« Si tu ne peux pas distribuer de la nourriture, distribue au moins des bonnes paroles »
Proverbe africain
Ce proverbe s’applique comme un gant à la méthode du G8 en face de l’Afrique. En effet, les pays les plus industrialisés du Monde, le G8, se sont d’abord retrouvés seuls au Sommet du Canada, ensuite ils ont élargi le sommet au G20 et ils ont accordé quelques instants aux pays africains qu’ils encouragent à persévérer dans les réformes, c’est-à -dire une ouverture débridée de leurs marchés, distribuant ça et là des satisfecits et « des promesses qui n’engagent - comme le dit si bien l’ancien président français Jacques Chirac - que ceux qui y croient ». Promesses qui ne nourrissent pas le milliard d’hommes qui vit au-dessous du seuil de pauvreté. De quoi ont - ils parlé ? Est-ce du malheur des déshérités ? Des changements climatiques et des réfugiés économiques et climatiques ? Est-ce qu’ils ont parlé de la dénucléarisation du Monde ? Non ! ils ont parlé de la façon de continuer à gérer les ressources qu’ils n’ont pas et qui se trouvent « ailleurs ».
Les Etats-Unis et l’Europe, rapporte une dépêche de l’Associated Press, sont notamment divisés sur la réduction des déficits. Malgré les appels américains à ne pas abandonner trop vite les mesures de soutien à l’économie, l’heure est à la rigueur budgétaire en Europe, ébranlée par la grave crise de la dette grecque. Les dirigeants du G20 sont également divisés sur la réforme de la régulation financière. En Europe, la priorité semble désormais la réduction des déficits après la crise grecque qui a ébranlé la confiance dans les finances d’autres pays de l’Union européenne et dans l’euro. « Sans croissance maintenant, les déficits augmenteront davantage et saperont la croissance future », ont également averti le secrétaire au Trésor américain, Timothy Geithner et le chef du Conseil national économique de la Maison- Blanche, Lawrence Summers, dans une tribune publiée mercredi dans le Wall Street Journal. Timothy Geithner a enfoncé le clou en appelant l’Europe à « faire le choix de mettre en oeuvre des réformes et des politiques susceptibles de déboucher sur des taux de croissance plus élevés à l’avenir ». (...) Avant même le début des discussions, les Etats-Unis ont enregistré deux succès, avec une décision des gouvernements européens visant à renforcer la confiance dans leurs banques par la mise en oeuvre de tests de résistance. (1)
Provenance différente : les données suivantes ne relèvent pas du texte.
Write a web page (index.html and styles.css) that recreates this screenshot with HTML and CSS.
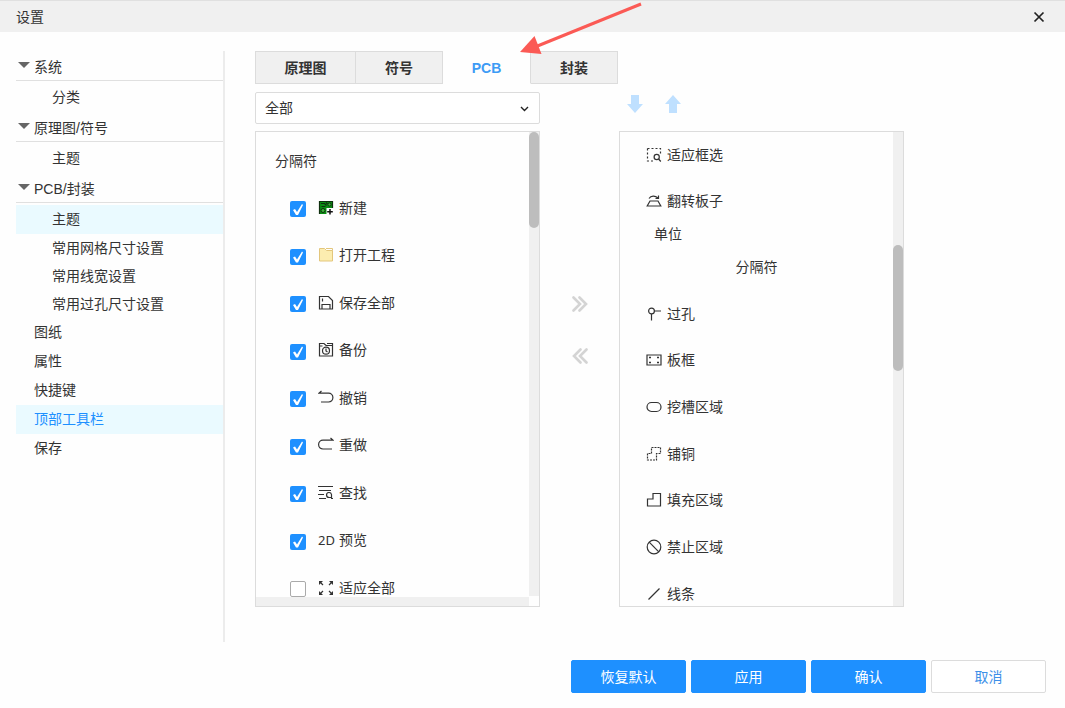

Washington n’a pas apprécié les récentes mesures d’austérité mises en place en Europe, notamment en Allemagne et en Grande-Bretagne. La semaine dernière, le président américain, Barack Obama a envoyé un courrier très officiel à l’ensemble des pays européens, pour les mettre en garde contre les risques d’une austérité précipitée. Les pistes à l’étude sont nombreuses. La taxe sur les banques, vient d’être acceptée par l’Allemagne, la Grande- Bretagne et la France réunies. Quant aux Etats-Unis, ils n’y sont, a priori, pas opposés, En tout état de cause, cette fois-ci ce sont les BRIC (Brésil, Russie, Inde, Chine) qui refusent, en effet, que leur système financier, qui a bien résisté à la crise, paie le prix de l’inconscience des autres Etats. Au final, il y a fort à parier pour qu’aucune mesure emblématique ne sorte de ce G20. Les engagements pourraient bien ressembler à quelque chose dans ce goût-là : « Les Etats s’engagent à faire en sorte que leurs banques se secourent d’elles-mêmes en cas de crise ! » (2)
La Chine dit oui.
On apprend que la Chine a répondu aux doléances américaines, à savoir, réévaluer le yuan ; la Banque centrale de Chine a décidé d’un cours pivot de 6,7896 yuans contre le dollar. Il est de ce fait au plus haut depuis cinq ans. Après une semaine de fluctuations du cours pivot du yuan, surveillées de près par Pékin, les experts confirment le changement de cap du navire économique chinois, même si l’impact à court terme reste limité. (...) Si l’appréciation se fera donc en douceur pour laisser aux entreprises le temps de s’adapter, les économistes s’attendent à une légère amputation du PIB sur le long terme. (...) Au final, souligne l’économiste Yann Moulier Boutang, « les entreprises à forte intensité de main-d’oeuvre ne pourront s’en sortir qu’en incorporant davantage de travail qualifié et en se spécialisant dans des produits qui ont une élasticité-prix de la demande faible ». En revanche, les sociétés étrangères implantées en Chine ou qui exportent vers la Chine devraient profiter de la hausse du pouvoir d’achat des ménages, notamment dans le secteur des produits de luxe, mais aussi dans le secteur automobile, high-tech et agroalimentaire. (...) Les pays d’Asie du sud-est seront enfin doublement avantagés par rapport à leur concurrent chinois : non seulement leurs exportations deviendront subitement moins chères, mais elles seront accélérées par la hausse de la demande chinoise .(3)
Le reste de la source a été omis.